A couple of weeks ago they were thinking of changing from West Bengal to Bengal, a recommendation which we at Saffron made to the previous Communist government a few months ago. Now it appears that the new government is considering a new name, which is likely to be Paschimbanga, apparently pronounced Poschimbongo. Banerjee’s own preference was said to be for Bangabhumi.

The whole point of this exercise is to make people living in Bengal feel good about their state and also to attract investment. Since a significant proportion of people in Bengal don’t speak Bengali, it doesn’t seem to be very helpful to introduce a name which is, first of all, in Bengali and, secondly, sounds like somewhere quite other.

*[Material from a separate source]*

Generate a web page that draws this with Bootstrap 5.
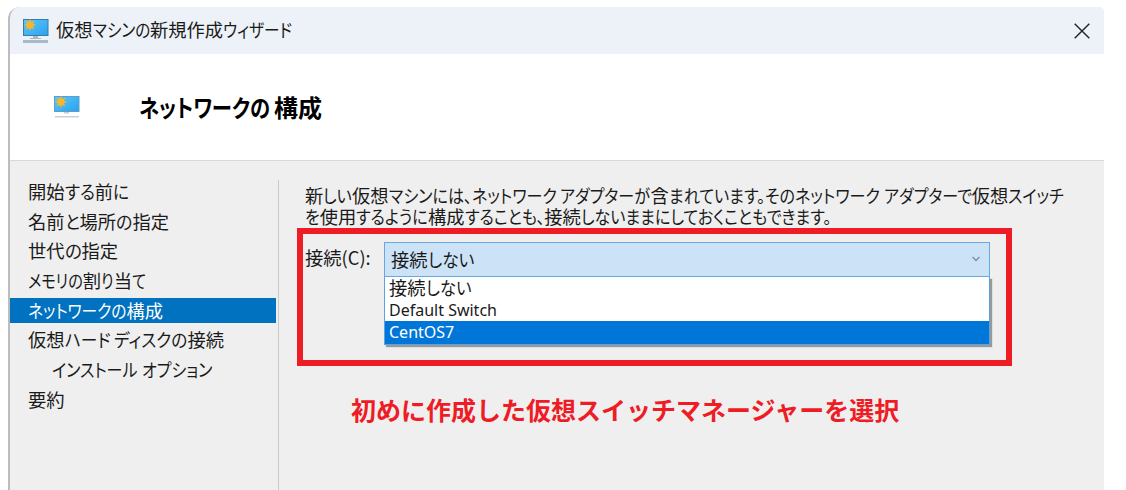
<!DOCTYPE html>
<html lang="ja">
<head>
    <meta charset="UTF-8">
    <meta name="viewport" content="width=device-width, initial-scale=1.0">
    <title>仮想マシンの新規作成ウィザード</title>
    <link href="https://cdn.jsdelivr.net/npm/bootstrap@5.3.0/dist/css/bootstrap.min.css" rel="stylesheet">
    <style>
        body {
            height: 490px;
            overflow: hidden;
            background: #fff;
            color: #1a1a1a;
            font-family: "Noto Sans", "Noto Sans CJK JP", sans-serif;
            font-size: 18.3px;
            line-height: 20px;
            padding: 7px 22px 0 8px;
        }
        .jp {
            font-family: "Noto Sans CJK JP", sans-serif;
            font-feature-settings: "palt";
            white-space: nowrap;
        }
        .kana {
            display: inline-block;
            transform-origin: 0 50%;
        }
        .wizard {
            height: 483px;
            background: #efefef;
            border-left: 2px solid #bdbdbd;
            border-top-left-radius: 12px;
            border-top-right-radius: 5px;
            overflow: hidden;
        }
        .title-bar {
            height: 47px;
            background: #edf2f8;
            padding: 0 14px 0 13px;
        }
        .title-text {
            margin-left: 7px;
            margin-top: -3px;
        }
        .wizard-header {
            height: 107px;
            background: #fff;
            border-bottom: 1px solid #d9d9d9;
            padding-left: 44px;
        }
        .wizard-header h1 {
            font-size: 24px;
            line-height: 30px;
            color: #000;
            margin-left: 59px;
        }
        .steps {
            width: 268px;
            padding-top: 16px;
            flex: none;
        }
        .step {
            height: 29.7px;
            padding: 2px 2px 2px 0;
        }
        .step > div {
            height: 25px;
            line-height: 24px;
            padding-left: 18px;
        }
        .step.current > div {
            background: #0072c0;
            color: #fff;
        }
        .divider {
            width: 1px;
            margin-top: 19px;
            background: #c9c9c9;
        }
        .pane {
            padding: 24px 0 0 18px;
        }
        .intro {
            padding-left: 8px;
            height: 43px;
        }
        .frame {
            width: 715px;
            height: 138px;
            border: 6px solid #ee1c25;
            padding: 8px 0 0 2px;
        }
        .frame label {
            width: 79px;
            line-height: 31px;
        }
        .combo {
            width: 606px;
        }
        .combo-value {
            height: 35px;
            background: #cce3f7;
            border: 1px solid #69a8de;
            padding: 0 9px 2px 6px;
        }
        .combo-list {
            height: 68px;
            background: #fff;
            border: 1px solid #5ba3e3;
            border-top: 0;
            box-shadow: 2px 2px 1px #999;
            font-size: 16px;
        }
        .combo-list > div {
            height: 22px;
            line-height: 22px;
            padding-left: 4px;
        }
        .combo-list .jp {
            font-size: 18.3px;
            line-height: 20px;
        }
        .combo-list .picked {
            height: 23px;
            background: #0077d8;
            color: #fff;
        }
        .note {
            color: #ee1c25;
            font-family: "Noto Sans CJK JP", sans-serif;
            font-size: 25px;
            line-height: 36px;
            margin: 25px 0 0 54px;
        }
    </style>
</head>
<body>
    <div class="wizard">
        <div class="title-bar d-flex align-items-center">
            <svg width="26" height="26" viewBox="0 0 26 26">
                <defs>
                    <linearGradient id="screen" x1="0" y1="0" x2="1" y2="1">
                        <stop offset="0" stop-color="#5cc8fa"/>
                        <stop offset="1" stop-color="#2ba0ee"/>
                    </linearGradient>
                </defs>
                <rect x="0.5" y="1.5" width="24.5" height="16" fill="url(#screen)" stroke="#3b7ba5"/>
                <path d="M10 18h5v2h3v1H7v-1h3z" fill="#aab7c4"/>
                <rect x="0" y="22" width="25" height="3" fill="#a9b9c9"/>
                <path d="M7 1l1.200 3 3-1.200-1.200 3 3 1.200-3 1.200 1.200 3-3-1.200L7 13l-1.200-3-3 1.200L4 8.200 1 7l3-1.200-1.200-3 3 1.200z" fill="#f9b728"/>
            </svg>
            <span class="jp title-text" data-width="236">仮想マシンの新規作成ウィザード</span>
            <svg class="ms-auto" width="16" height="16" viewBox="0 0 16 16">
                <path d="M.7.7l14.600 14.600M15.300.7L.7 15.300" stroke="#222" stroke-width="1.400"/>
            </svg>
        </div>
        <div class="wizard-header d-flex align-items-center">
            <svg width="26" height="24" viewBox="0 0 26 24">
                <rect x="0.5" y="1.5" width="24.5" height="15" fill="url(#screen)" stroke="#5f9fc5"/>
                <path d="M10 17h5v1.500h-5z" fill="#c5ced8"/>
                <rect x="1" y="21" width="24" height="1.5" fill="#c9d1d8"/>
                <path d="M7 1l1.200 3 3-1.200-1.200 3 3 1.200-3 1.200 1.200 3-3-1.200L7 13l-1.200-3-3 1.200L4 8.200 1 7l3-1.200-1.200-3 3 1.200z" fill="#f9b728"/>
            </svg>
            <h1 class="jp fw-bold mb-0"><span data-width="131">ネットワークの</span><span class="ms-1">構成</span></h1>
        </div>
        <div class="d-flex h-100">
            <div class="steps">
                <div class="step"><div><span class="jp" data-width="101">開始する前に</span></div></div>
                <div class="step"><div><span class="jp" data-width="141">名前と場所の指定</span></div></div>
                <div class="step"><div><span class="jp" data-width="90">世代の指定</span></div></div>
                <div class="step"><div><span class="jp" data-width="118">メモリの割り当て</span></div></div>
                <div class="step current"><div><span class="jp" data-width="135">ネットワークの構成</span></div></div>
                <div class="step"><div><span class="jp" data-width="196">仮想ハード ディスクの接続</span></div></div>
                <div class="step"><div><span class="jp ms-4" data-width="160">インストール オプション</span></div></div>
                <div class="step"><div><span class="jp">要約</span></div></div>
            </div>
            <div class="divider"></div>
            <div class="pane">
                <div class="intro">
                    <span class="jp" data-width="759">新しい仮想マシンには、ネットワーク アダプターが含まれています。そのネットワーク アダプターで仮想スイッチ</span><br>
                    <span class="jp" data-width="526">を使用するように構成することも、接続しないままにしておくこともできます。</span>
                </div>
                <div class="frame d-flex">
                    <label class="jp">接続(C):</label>
                    <div class="combo">
                        <div class="combo-value d-flex align-items-center justify-content-between">
                            <span class="jp" data-width="83">接続しない</span>
                            <svg width="8" height="6" viewBox="0 0 8 6"><path d="M.5 1L4 4.500 7.500 1" fill="none" stroke="#7c8e9e" stroke-width="1.300"/></svg>
                        </div>
                        <div class="combo-list">
                            <div class="jp"><span data-width="82">接続しない</span></div>
                            <div>Default Switch</div>
                            <div class="picked">CentOS7</div>
                        </div>
                    </div>
                </div>
                <div class="note fw-bold">初めに作成した仮想スイッチマネージャーを選択</div>
            </div>
        </div>
    </div>
    <script src="https://cdn.jsdelivr.net/npm/bootstrap@5.3.0/dist/js/bootstrap.bundle.min.js"></script>
    <script>
        // Condense only the kana of a line so that the line takes data-width pixels
        document.querySelectorAll('[data-width]').forEach(line => {
            line.innerHTML = line.textContent.replace(/[\u3001-\u30ff]+/g, '<span class="kana">$&</span>');
            const runs = [...line.querySelectorAll('.kana')];
            const widths = runs.map(run => run.getBoundingClientRect().width);
            const kana = widths.reduce((a, b) => a + b, 0);
            const rest = line.getBoundingClientRect().width - kana;
            const scale = (line.dataset.width - rest) / kana;
            runs.forEach((run, i) => {
                run.style.transform = `scaleX(${scale})`;
                run.style.marginRight = `${widths[i] * (scale - 1)}px`;
            });
        });
    </script>
</body>
</html>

In addition to all that, Bengal has enough problems attracting direct investment without people being confused about where it is. Haven’t they got enough issues to deal with already?

A few years ago — I can’t recall how many — Bombay changed its name to Mumbai; Madras became Chennai and so on. But I still keep on hearing stories about tourists arriving at Chhatrapati Shivaji Airport in Mumbai and thinking they have come to the wrong place.

Names linger. Old ones don’t go away that easily. You can’t just throw Bombay out of the window. It just won’t go. New names don’t get adopted that easily either. Who talks about Bengaluru? Nobody I’ve ever met. I wouldn’t advise anyone to spend any time in Silicon Valley talking about Bangalore in that way. Nobody will know what they’re talking about.